Como o nosso câmbio é flutuante - as cotações flutuam no ritmo da oferta e da demanda -, o resultado é que a do dólar cai em relação à do real - já caiu mais de 26% até agora, neste ano. O que significa que o exportador brasileiro recebe cada vez menos reais pelos mesmos dólares que lhe pagam por sua mercadoria no exterior. Como suas contas aqui são em reais, com os fornecedores, os empregados, os bancos, o fisco, etc., e aumentam, os lucros do seu negócio vão diminuindo. A médio e longo prazos ele pode desistir de exportar, mas aí ficaria com outro problema, o de abrir brecha no mercado interno para colocar a parte da sua produção que vinha sendo exportada, o que certamente exigiria que diminuísse seus preços. Ou seja, trocaria seis por meia dúzia - queda de receita, de qualquer jeito.
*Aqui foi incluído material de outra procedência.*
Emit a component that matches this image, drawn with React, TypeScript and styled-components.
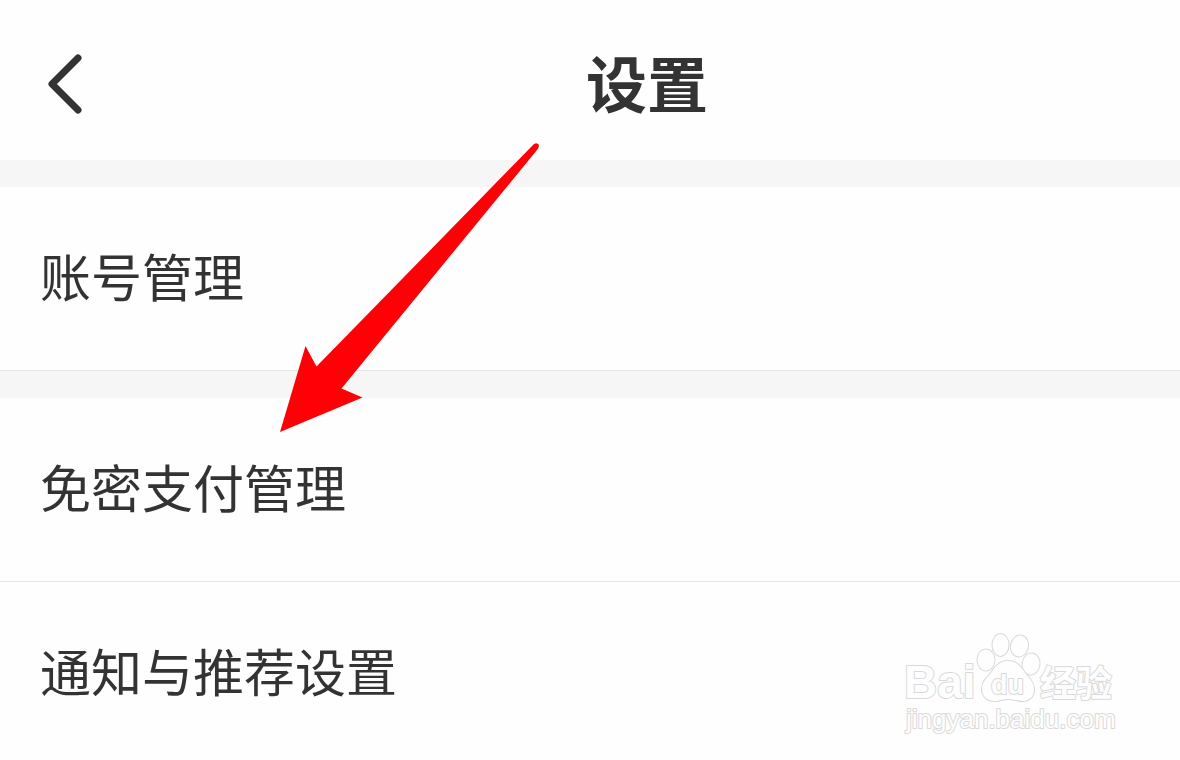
import React from "react";
import styled, { createGlobalStyle } from "styled-components";

const GlobalStyle = createGlobalStyle`
  * { box-sizing: border-box; }
  body {
    margin: 0;
    background: #fefefe;
    color: #333;
    font-family: "Noto Sans CJK SC", "Liberation Sans", sans-serif;
    overflow-x: hidden;
  }
`;

const Page = styled.div`
  position: relative;
  min-height: 100vh;
  overflow: hidden;
`;

const Header = styled.header`
  display: grid;
  grid-template-columns: 154px 1fr 40px;
  align-items: center;
  height: 160px;
  padding-top: 8px;
`;

const BackButton = styled.button`
  display: flex;
  justify-self: start;
  margin-left: 40px;
  padding: 0;
  border: 0;
  background: none;
  color: #333;
  cursor: pointer;
`;

const Title = styled.h1`
  margin: 0;
  padding-bottom: 4px;
  font-size: 61px;
  line-height: 88px;
  font-weight: 700;
  text-align: center;
`;

const Group = styled.ul`
  margin: 0;
  padding: 0;
  list-style: none;
  border-top: 27px solid #f6f6f6;
`;

const Item = styled.li`
  border-bottom: 1px solid #e4e4e4;
`;

const RowButton = styled.button`
  display: flex;
  align-items: center;
  width: 100%;
  height: 183px;
  padding: 0 40px 8px;
  border: 0;
  background: none;
  color: #333;
  font: inherit;
  font-size: 51px;
  line-height: 76px;
  text-align: left;
  cursor: pointer;
`;

const Arrow = styled.svg`
  position: absolute;
  left: 280px;
  top: 140px;
  pointer-events: none;
`;

const Watermark = styled.svg`
  position: absolute;
  left: 900px;
  top: 628px;
  pointer-events: none;
  paint-order: stroke;
  fill: #fefefe;
  stroke: #d9d9d9;
  stroke-width: 2px;
  stroke-linejoin: round;
  font-family: "Liberation Sans", "Noto Sans CJK SC", sans-serif;
`;

const groups = [["账号管理"], ["免密支付管理", "通知与推荐设置"]];

export default function App() {
  return (
    <Page>
      <GlobalStyle />
      <Header>
        <BackButton aria-label="返回">
          <svg width="48" height="64" viewBox="0 0 48 64" fill="none" stroke="currentColor" strokeWidth="7" strokeLinecap="round" strokeLinejoin="round">
            <path d="M38 6L12 32L38 58" />
          </svg>
        </BackButton>
        <Title>设置</Title>
      </Header>
      <main>
        {groups.map((items) => (
          <Group key={items[0]}>
            {items.map((label) => (
              <Item key={label}>
                <RowButton>{label}</RowButton>
              </Item>
            ))}
          </Group>
        ))}
      </main>
      <Arrow width="262" height="294" viewBox="0 0 262 294" aria-hidden="true">
        <path fill="#ff0006" d="M0 292L25.500 206L36.500 226.500L254 4Q257 2 259 5Q259 8 257 10L61.500 248.500L82.500 257.500Z" />
      </Arrow>
      <Watermark width="224" height="112" viewBox="0 0 224 112">
        <text x="4" y="70" fontSize="46" fontWeight="700">Bai</text>
        <ellipse cx="86" cy="32" rx="8.500" ry="10.500" />
        <ellipse cx="100.500" cy="17" rx="8" ry="11" />
        <ellipse cx="119.500" cy="18" rx="8.500" ry="10.500" transform="rotate(12 119.500 18)" />
        <ellipse cx="131" cy="36" rx="8.500" ry="10.500" transform="rotate(8 131 36)" />
        <path d="M108 33C99 33 95 39 91 45C86 51 82 54 82 61C82 69 88 73 94 73C100 73 103 71 108 71C114 71 117 73 123 73C130 73 134 68 134 61C134 54 129 50 125 45C121 39 117 33 108 33Z" />
        <text x="91" y="66" fontSize="27" fontWeight="700">du</text>
        <text x="140" y="69" fontSize="36" fontWeight="700">经验</text>
        <text x="6" y="100" fontSize="26">jingyan.baidu.com</text>
      </Watermark>
    </Page>
  );
}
A China tem um problema semelhante: excesso de entrada de dólares. Mas o câmbio na China não é flutuante, é fixo. Então, o exportador chinês recebe sempre a mesma quantia em moeda local, seja qual for a variação do dólar no exterior. Como o governo chinês ajeita isso? Bem, não é o primeiro nem será o último enigma com que a China desafia o mundo. Quem quiser, e tiver tempo, pode-se dedicar a responder à esfinge.

O enigma no Brasil tem outra face, a do importador. Leva vantagem, pois com o dólar valendo menos pode importar mais, pelos mesmos reais, e vender a sua mercadoria ao comprador brasileiro por aquele precinho camarada que já nem é mais chinês... é coreano. Em detrimento da mercadoria semelhante de produção nacional. O que significa menos trabalho para os brasileiros aqui e mais trabalho para os coreanos lá (ou aqui...).

Bom, o governo brasileiro poderia fazer o que já fez no passado: impor impostos verdadeiramente assassinos sobre produtos importados, principalmente os duráveis e semiduráveis. O brasileiro teria de se virar com o produto nacional. Haveria menos importações, de fato, com maior estímulo ao contrabando. E... sobrariam mais dólares no mercado interno, uma vez que muitos importadores deixariam de comprá-los - o que deprimiria de novo a cotação do dólar.

Então, é aquela velha história de se ficar o bicho come, se correr o bicho pega. Isso no terreno em que o governo se autoenclausurou.

Esse terreno é o das contas públicas. O governo aí armou a sua fortaleza e não quer nem de longe ouvir falar em corte de gastanças, redução de impostos e outros que tais.

É verdade que reduziu impostos neste ano para reanimar o consumo de alguns setores, mas não quis cortar gastos na mesma proporção, para não perder o cacife eleitoral, e criou um déficit que não pode ser mantido. Tanto é que os impostos cortados já estão voltando.

O que cria dificuldades para o exportador brasileiro não é propriamente a queda do dólar, que aumenta o preço das nossas mercadorias no exterior e reduz a receita em reais. É o custo de produzir a mercadoria. O chamado custo Brasil: impostos muito mais altos do que os dos concorrentes, juros muito mais altos também, custos de transportes também, custos de energia também, e por aí vai...

O Brasil tanto precisa de investimentos estrangeiros diretos que o presidente Lula foi a Londres para buscar mais. Se for bem-sucedido, aumentará o imbróglio cambial: criará mais dificuldades para os exportadores brasileiros, mais facilidades para os importadores, mais problemas de concorrência de produtos importados para a indústria nacional.

Isso mostra que não estamos diante de um imbróglio miúdo. Estamos sem uma estratégia de governo de médio e longo prazos e num joguinho de passes curtos de meio de campo, sem visão de gol. O ministro Guido Mantega vai propor ao Grupo dos 20 uma "coordenação mundial de políticas cambiais". Ou seja, que os 20 resolvam nossa charada. É um gênio.

Sabem quantas vezes isso já foi proposto - desde que Charles de Gaulle governou a França? Talvez umas 50. E sabem quantas vezes a proposta teve sucesso? Nenhuma.